Spec Environmental Solutions Inc. will get $419,000 from ACOA and $195,000 from the province, to create a system to separate liquid and solid waste, to make composting more efficient. Southwest Eco-Energy will get $500,000 from ACOA and $351,000 from the province to develop an anaerobic digestion system that will keep mink waste out of landfill sites, and produce bio-fuel.

Cleveland says he would like to see payment of the loans tied to the quality of water in the area.

Dan Mullen, president of the Nova Scotia Mink Breeders Association, says the loans create a win-win situation for people who live in the area, and for mink farmers.

The anaerobic digester will be able to handle 30 per cent of mink manure produced in the area, when the first phase is up and running in a year. The subsequent two phases will mean that almost 100 per cent of manure and mink carcasses can be composted within two to three years, he says. And that will produce green energy.

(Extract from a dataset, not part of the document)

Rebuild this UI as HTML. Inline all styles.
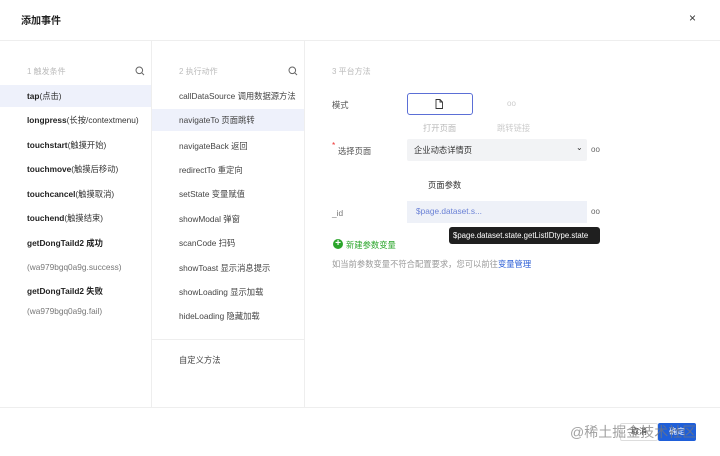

"With this particular project, they already have 22 farmers signed up, chomping at the bit to be able to take their product there," said Mullen.

"When you talk about whether or not the farmers are going to use these facilities, they’re not going to have a choice. Under the new regulations, the only way you can keep your waste on your property is if you compost it, properly, under the management plan that you developed, and then you’re only allowed to store it for three years. So it’s going to come off the site and go somewhere."

New provincial regulations on mink farms are expected within the next two months.